# Supported distributions¶

The lhs package allows distribution to be defined in several ways. Here are examples of each way, for the uniform distribution on [8, 10]:

1. Identifying the distribution by name (see below for supported distributions):

dist_a = {'name': 'uniform', 'args': {'loc': 8, 'scale': 2}}

2. Providing a frozen scipy.stats distribution:

import scipy.stats
dist_b = {'distribution': scipy.stats.uniform(loc=8, scale=2)}

3. Providing the distribution’s percent point function (inverse of the CDF):

dist_c = {'ppf': lambda p: 8 + 2 * p}
# Alternatively, via the scipy.stats distribution.
dist_d = {'ppf': scipy.stats.uniform(loc=8, scale=2).ppf}


## Distributions provided by lhs.dist¶

The lhs.dist module defines the following distributions:

lhs.dist.constant(samples, value)

The constant distribution, which always returns value.

Examples

dist_R0 = {'name': 'constant', 'args': {'value': 2.53}}

lhs.dist.inverse_uniform(samples, **kwargs)

The continuous inverse-uniform distribution, where $$X \sim \left[ \mathcal{U}(a, b) \right]^{-1}$$.

The lower and upper bounds may be defined in terms of the uniform distribution parameters (low and high), or in terms of their reciprocal (inv_low and inv_high). Any combination of these parameters may be used; see the examples below.

Examples

All four combinations of the uniform/reciprocal parameters produce identical results:

>>> from lhs.dist import inverse_uniform
>>> from lhs.sample import lhs_values
>>> # Define the sample locations.
>>> samples = [0, 0.5, 1]
>>> param_name = 'alpha'
>>> param_dist = {'name': 'inverse_uniform'}
>>> # Define the distribution in terms of 'low' and 'high'.
>>> param_dist['args'] = {'low': 5, 'high': 10}
>>> lhs_values(param_name, param_dist, samples)
array([0.1       , 0.13333333, 0.2       ])
>>> # Define the distribution in terms of 'inv_low' and 'high'.
>>> param_dist['args'] = {'inv_low': 0.2, 'high': 10}
>>> lhs_values(param_name, param_dist, samples)
array([0.1       , 0.13333333, 0.2       ])
>>> # Define the distribution in terms of 'low' and 'inv_high'.
>>> param_dist['args'] = {'low': 5, 'inv_high': 0.1}
>>> lhs_values(param_name, param_dist, samples)
array([0.1       , 0.13333333, 0.2       ])
>>> # Define the distribution in terms of 'inv_low' and 'inv_high'.
>>> param_dist['args'] = {'inv_low': 0.2, 'inv_high': 0.1}
>>> lhs_values(param_name, param_dist, samples)
array([0.1       , 0.13333333, 0.2       ])

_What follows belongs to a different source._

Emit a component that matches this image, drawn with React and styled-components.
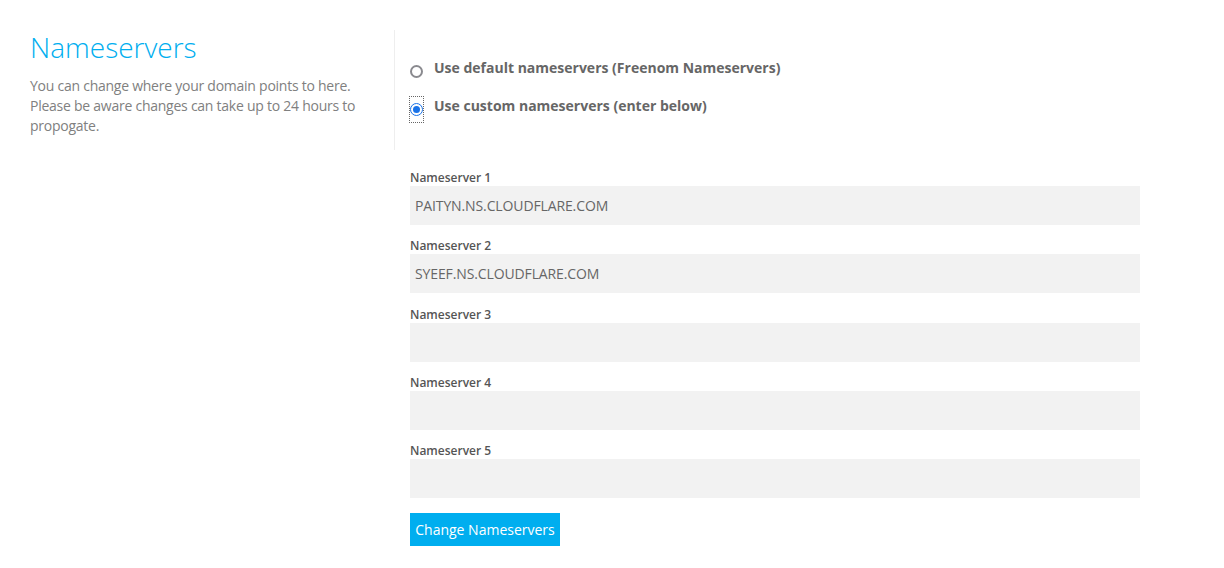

Samples are drawn between the values of the lower and upper bounds, even when the lower bounds are greater than the upper bounds:

>>> import numpy as np
>>> from lhs.dist import inverse_uniform
>>> inverse_uniform(0.5, low=4, high=[6, 4, 2])
array([0.2       , 0.25      , 0.33333333])


## Distributions provided by scipy.stats¶

All of the scipy.stats distributions can be identified by name, as well as by passing a distribution or its percent point function (inverse of the CDF).

Note

Check the documentation for each scipy.stats distribution to identify the relevant distributions parameters and how their values are interpreted.

Consider the Beta distribution provided by scipy.stats.beta, which accepts the following parameters:

• Shape parameters a and b, also known as $$\alpha$$ and $$\beta$$;

• Shift parameter loc, which defines the lower bound (default: 0); and

• Scale parameter scale, which defines the range max - loc (default: 1).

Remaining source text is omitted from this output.